Dedim ama ne yapabilirdim? İş yerindeki olayları eve taşımadığım için, çocuklar olaylardan habersizdi ve kimseyi tanımıyorlardı.
Şoförlerin asil davranışından duygulandım. TİGEM’in idarecileri benzer tehdit ve şikâyetleri hep yaşadılar. Sonrasında üzerimde ki siyasi baskıyı hafifletmek için olsa gerek, talebim olmadığı halde kısa süre Ankara’ya görevli olarak aldılar. 

Siyasal baskı ve talepler eksik olmuyordu, iftira atılmasından çekiniyordum. Altınova İşletmesinin Müdürlüğü teklif edilince tereddütsüz kabul ettim.

Siyasi partiler demokrasinin temeli ve şüphesiz en iyi yönetim şeklidir. Gelişmiş ülkelerde benzer olaylar bizdeki kadar yaşanmıyor. O ülkelerde demokrasi kültürü ve ahlaki değerler oturmuş, kanun ve kurallar herkese eşit uygulanıyor.

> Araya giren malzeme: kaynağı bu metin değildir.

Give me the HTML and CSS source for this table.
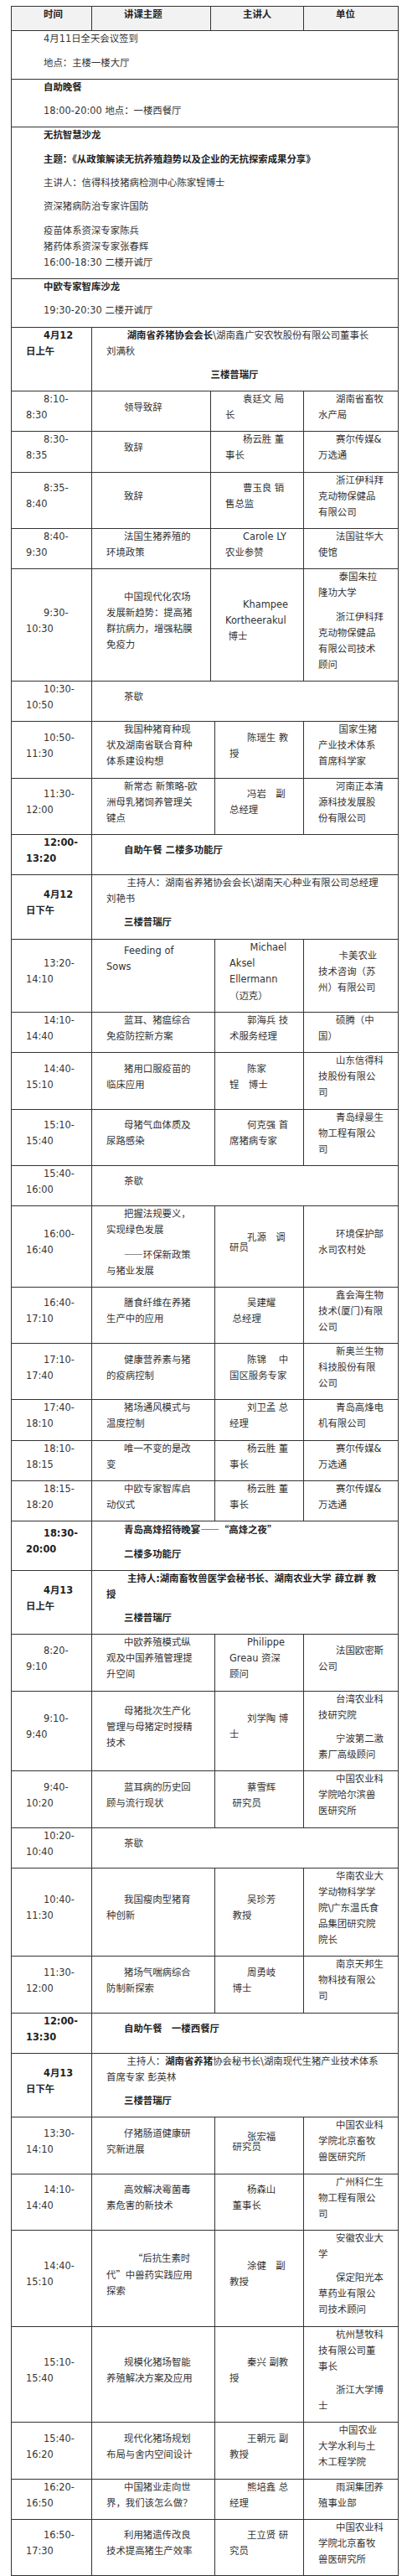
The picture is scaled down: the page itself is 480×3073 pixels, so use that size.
FILE: index.html
```html
<!DOCTYPE html>
<html lang="zh-CN">
<head>
<meta charset="utf-8">
<title>会议日程</title>
<link rel="stylesheet" href="styles.css">
</head>
<body>
<table class="agenda">
<colgroup>
<col class="col-time"><col class="col-topic"><col class="col-join"><col class="col-speaker"><col class="col-org">
</colgroup>
<thead>
<tr class="head">
<th><p>时间</p></th>
<th><p>讲课主题</p></th>
<th colspan="2"><p>主讲人</p></th>
<th><p>单位</p></th>
</tr>
</thead>
<tbody>
<tr><td colspan="5"><p>4月11日全天会议签到</p><p>地点：主楼一楼大厅</p></td></tr>
<tr><td colspan="5"><p class="b">自助晚餐</p><p>18:00-20:00 地点：一楼西餐厅</p></td></tr>
<tr><td colspan="5"><p class="b">无抗智慧沙龙</p><p class="b">主题：《从政策解读无抗养殖趋势以及企业的无抗探索成果分享》</p><p>主讲人：信得科技猪病检测中心陈家锃博士</p><p>资深猪病防治专家许国防</p><p class="keep">疫苗体系资深专家陈兵</p><p class="keep">猪药体系资深专家张春辉</p><p>16:00-18:30 二楼开诚厅</p></td></tr>
<tr><td colspan="5"><p class="b">中欧专家智库沙龙</p><p>19:30-20:30 二楼开诚厅</p></td></tr>

<tr><td class="top"><p class="b">4月12<br>日上午</p></td><td colspan="4"><p>&nbsp;<b>湖南省养猪协会会长</b>\湖南鑫广安农牧股份有限公司董事长<br>刘满秋</p><p class="b venue-mid">三楼普瑞厅</p></td></tr>
<tr><td><p>8:10-<br>8:30</p></td><td><p>领导致辞</p></td><td colspan="2"><p>袁廷文 局<br>长</p></td><td><p>湖南省畜牧<br>水产局</p></td></tr>
<tr><td><p>8:30-<br>8:35</p></td><td><p>致辞</p></td><td colspan="2"><p>杨云胜 董<br>事长</p></td><td><p>赛尔传媒&amp;<br>万选通</p></td></tr>
<tr><td><p>8:35-<br>8:40</p></td><td><p>致辞</p></td><td colspan="2"><p>曹玉良 销<br>售总监</p></td><td><p>浙江伊科拜<br>克动物保健品<br>有限公司</p></td></tr>
<tr><td><p>8:40-<br>9:30</p></td><td><p>法国生猪养殖的<br>环境政策</p></td><td colspan="2"><p>Carole LY<br>农业参赞</p></td><td><p>法国驻华大<br>使馆</p></td></tr>
<tr><td><p>9:30-<br>10:30</p></td><td><p>中国现代化农场<br>发展新趋势：提高猪<br>群抗病力，增强粘膜<br>免疫力</p></td><td colspan="2"><p>Khampee<br>Kortheerakul<br>&nbsp;博士</p></td><td><p>&nbsp;泰国朱拉<br>隆功大学</p><p>浙江伊科拜<br>克动物保健品<br>有限公司技术<br>顾问</p></td></tr>
<tr><td><p>10:30-<br>10:50</p></td><td colspan="4"><p>茶歇</p></td></tr>
<tr><td><p>10:50-<br>11:30</p></td><td colspan="2"><p>我国种猪育种现<br>状及湖南省联合育种<br>体系建设构想</p></td><td><p>陈瑶生 教<br>授</p></td><td><p>&nbsp;国家生猪<br>产业技术体系<br>首席科学家</p></td></tr>
<tr><td><p>11:30-<br>12:00</p></td><td colspan="2"><p>新常态 新策略-欧<br>洲母乳猪饲养管理关<br>键点</p></td><td><p>冯岩　副<br>总经理</p></td><td><p>河南正本清<br>源科技发展股<br>份有限公司</p></td></tr>
<tr><td><p class="b">12:00-<br>13:20</p></td><td colspan="4"><p class="b">自助午餐 二楼多功能厅</p></td></tr>

<tr><td><p class="b">4月12<br>日下午</p></td><td colspan="4"><p>&nbsp;主持人：湖南省养猪协会会长\湖南天心种业有限公司总经理<br>刘艳书</p><p class="b">三楼普瑞厅</p></td></tr>
<tr><td><p>13:20-<br>14:10</p></td><td colspan="2" class="feed"><p>Feeding of<br>Sows</p></td><td><p>&nbsp;Michael<br>Aksel<br>Ellermann<br><span class="cjk">（迈克）</span></p></td><td><p>&nbsp;卡美农业<br>技术咨询（苏<br>州）有限公司</p></td></tr>
<tr><td><p>14:10-<br>14:40</p></td><td colspan="2"><p>蓝耳、猪瘟综合<br>免疫防控新方案</p></td><td><p>郭海兵 技<br>术服务经理</p></td><td><p>硕腾（中<br>国）</p></td></tr>
<tr><td><p>14:40-<br>15:10</p></td><td colspan="2"><p>猪用口服疫苗的<br>临床应用</p></td><td><p>陈家<br>锃　博士</p></td><td><p>山东信得科<br>技股份有限公<br>司</p></td></tr>
<tr><td><p>15:10-<br>15:40</p></td><td colspan="2"><p>母猪气血体质及<br>尿路感染</p></td><td><p>何克强 首<br>席猪病专家</p></td><td><p>青岛绿曼生<br>物工程有限公<br>司</p></td></tr>
<tr><td><p>15:40-<br>16:00</p></td><td colspan="4"><p>茶歇</p></td></tr>
<tr><td><p>16:00-<br>16:40</p></td><td colspan="2"><p>把握法规要义，<br>实现绿色发展</p><p><span class="cjk">——</span>环保新政策<br>与猪业发展</p></td><td class="squeeze"><p>孔源　调<br>研员</p></td><td><p>环境保护部<br>水司农村处</p></td></tr>
<tr><td><p>16:40-<br>17:10</p></td><td colspan="2"><p>膳食纤维在养猪<br>生产中的应用</p></td><td><p>吴建耀<br>&nbsp;总经理</p></td><td><p>鑫会海生物<br>技术(厦门)有限<br>公司</p></td></tr>
<tr><td><p>17:10-<br>17:40</p></td><td colspan="2"><p>健康营养素与猪<br>的疫病控制</p></td><td><p>陈锦　 中<br>国区服务专家</p></td><td><p>新奥兰生物<br>科技股份有限<br>公司</p></td></tr>
<tr><td><p>17:40-<br>18:10</p></td><td colspan="2"><p>猪场通风模式与<br>温度控制</p></td><td><p>刘卫孟 总<br>经理</p></td><td><p>青岛高烽电<br>机有限公司</p></td></tr>
<tr><td><p>18:10-<br>18:15</p></td><td colspan="2"><p>唯一不变的是改<br>变</p></td><td><p>杨云胜 董<br>事长</p></td><td><p>赛尔传媒&amp;<br>万选通</p></td></tr>
<tr><td><p>18:15-<br>18:20</p></td><td colspan="2"><p>中欧专家智库启<br>动仪式</p></td><td><p>杨云胜 董<br>事长</p></td><td><p>赛尔传媒&amp;<br>万选通</p></td></tr>
<tr><td><p class="b">18:30-<br>20:00</p></td><td colspan="4"><p class="b">青岛高烽招待晚宴<span class="cjk">——“</span>高烽之夜<span class="cjk">”</span></p><p class="b">二楼多功能厅</p></td></tr>

<tr><td><p class="b">4月13<br>日上午</p></td><td colspan="4"><p class="b">&nbsp;主持人:湖南畜牧兽医学会秘书长、湖南农业大学 薛立群 教<br>授</p><p class="b">三楼普瑞厅</p></td></tr>
<tr><td><p>8:20-<br>9:10</p></td><td colspan="2"><p>中欧养殖模式纵<br>观及中国养殖管理提<br>升空间</p></td><td><p>Philippe<br>Greau 资深<br>顾问</p></td><td><p>法国欧密斯<br>公司</p></td></tr>
<tr><td><p>9:10-<br>9:40</p></td><td colspan="2"><p>母猪批次生产化<br>管理与母猪定时授精<br>技术</p></td><td><p>刘学陶 博<br>士</p></td><td><p>台湾农业科<br>技研究院</p><p>宁波第二激<br>素厂高级顾问</p></td></tr>
<tr><td><p>9:40-<br>10:20</p></td><td colspan="2"><p>蓝耳病的历史回<br>顾与流行现状</p></td><td><p>蔡雪辉<br>&nbsp;研究员</p></td><td><p>中国农业科<br>学院哈尔滨兽<br>医研究所</p></td></tr>
<tr><td><p>10:20-<br>10:40</p></td><td colspan="4"><p>茶歇</p></td></tr>
<tr><td><p>10:40-<br>11:30</p></td><td colspan="2"><p>我国瘦肉型猪育<br>种创新</p></td><td><p>吴珍芳<br>&nbsp;教授</p></td><td><p>华南农业大<br>学动物科学学<br>院\广东温氏食<br>品集团研究院<br>院长</p></td></tr>
<tr><td><p>11:30-<br>12:00</p></td><td colspan="2"><p>猪场气喘病综合<br>防制新探索</p></td><td><p>周勇岐<br>&nbsp;博士</p></td><td><p>南京天邦生<br>物科技有限公<br>司</p></td></tr>
<tr><td><p class="b">12:00-<br>13:30</p></td><td colspan="4"><p class="b">自助午餐　一楼西餐厅</p></td></tr>

<tr><td><p class="b">4月13<br>日下午</p></td><td colspan="4"><p>&nbsp;主持人：<b>湖南省养猪</b>协会秘书长\湖南现代生猪产业技术体系<br>首席专家 彭英林</p><p class="b">三楼普瑞厅</p></td></tr>
<tr><td><p>13:30-<br>14:10</p></td><td colspan="2"><p>仔猪肠道健康研<br>究新进展</p></td><td class="squeeze"><p>张宏福<br>&nbsp;研究员</p></td><td><p>中国农业科<br>学院北京畜牧<br>兽医研究所</p></td></tr>
<tr><td><p>14:10-<br>14:40</p></td><td colspan="2"><p>高效解决霉菌毒<br>素危害的新技术</p></td><td><p>杨森山<br>&nbsp;董事长</p></td><td><p>广州科仁生<br>物工程有限公<br>司</p></td></tr>
<tr><td><p>14:40-<br>15:10</p></td><td colspan="2"><p>&nbsp;&nbsp;&nbsp;<span class="cjk">“</span>后抗生素时<br>代<span class="cjk">”</span>中兽药实践应用<br>探索</p></td><td><p>涂健　副<br>教授</p></td><td><p>安徽农业大<br>学</p><p>保定阳光本<br>草药业有限公<br>司技术顾问</p></td></tr>
<tr><td><p>15:10-<br>15:40</p></td><td colspan="2"><p>规模化猪场智能<br>养殖解决方案及应用</p></td><td><p>秦兴 副教<br>授</p></td><td><p>杭州慧牧科<br>技有限公司董<br>事长</p><p>浙江大学博<br>士</p></td></tr>
<tr><td><p>15:40-<br>16:20</p></td><td colspan="2"><p>现代化猪场规划<br>布局与舍内空间设计</p></td><td><p>王朝元 副<br>教授</p></td><td><p>&nbsp;中国农业<br>大学水利与土<br>木工程学院</p></td></tr>
<tr><td><p>16:20-<br>16:50</p></td><td colspan="2"><p>中国猪业走向世<br>界，我们该怎么做？</p></td><td><p>熊培鑫 总<br>经理</p></td><td><p>雨润集团养<br>殖事业部</p></td></tr>
<tr><td><p>16:50-<br>17:30</p></td><td colspan="2"><p>利用猪遗传改良<br>技术提高猪生产效率</p></td><td><p>王立贤 研<br>究员</p></td><td><p>中国农业科<br>学院北京畜牧<br>兽医研究所</p></td></tr>
</tbody>
</table>
</body>
</html>
```

FILE: styles.css
```css
html, body {
  margin: 0;
  padding: 0;
  background: #ffffff;
}

body {
  font-family: "DejaVu Sans", "Noto Sans CJK SC", sans-serif;
  font-size: 11.4px;
  color: #333333;
}

.agenda {
  border-collapse: collapse;
  table-layout: fixed;
  width: 462px;
  margin: 7px 0 0 13px;
}

.col-time { width: 96px; }
.col-topic { width: 142px; }
.col-join { width: 5px; }
.col-speaker { width: 106px; }
.col-org { width: 113px; }

.agenda th,
.agenda td {
  border: 1px solid #333333;
  padding: 0 6px 0 17px;
  vertical-align: middle;
  text-align: left;
  font-weight: normal;
}

.agenda p {
  margin: 0 0 9.3px;
  text-indent: 21px;
  line-height: 19px;
  white-space: nowrap;
}

.agenda p.keep {
  margin-bottom: 0;
}

.head th {
  background: #f2f2f2;
  font-weight: bold;
  color: #222222;
}

.b,
.agenda b {
  font-weight: bold;
  color: #222222;
}

.cjk {
  font-family: "Noto Sans CJK SC", sans-serif;
}

.agenda td.top {
  vertical-align: top;
}

.agenda td.feed {
  vertical-align: top;
  padding-top: 4.5px;
}

.squeeze p {
  line-height: 12px;
}

.agenda p.venue-mid {
  text-indent: 124.5px;
}
```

Atama ve işe alımlarda nepotizm siyasi aidiyetten ziyade ehliyet ve liyakat dikkate alınıyor. Bu kuralları ihlal eden yönetici görevden alınıyor, haksız ve kuralsız talepte bulunanları toplum dışlıyor.

Geldiğimiz noktada, haksız ve hukuksuz taleplere direnen idareciler görevden uzaklaştırılıyor, saldırıya uğruyor, saldırganlara caydırıcı ceza verilmiyor. Cezasızlık olayların artmasına sebep oluyor. 

Her Cuma hutbesi sonunda, Nahl 90’nı okuyacaklar; "Şüphesiz Allah, size adaleti, iyilik yapmayı…” başlayan ayet meali hatırlatılacak, daha ayakkabımızı giyerken unutacağız. Adalet hava gibidir varlığında hissedilmez, olmadığında huzursuzluğun kaynağı olur. Zekeriya HERDEM 21.10.2022 ANKARA.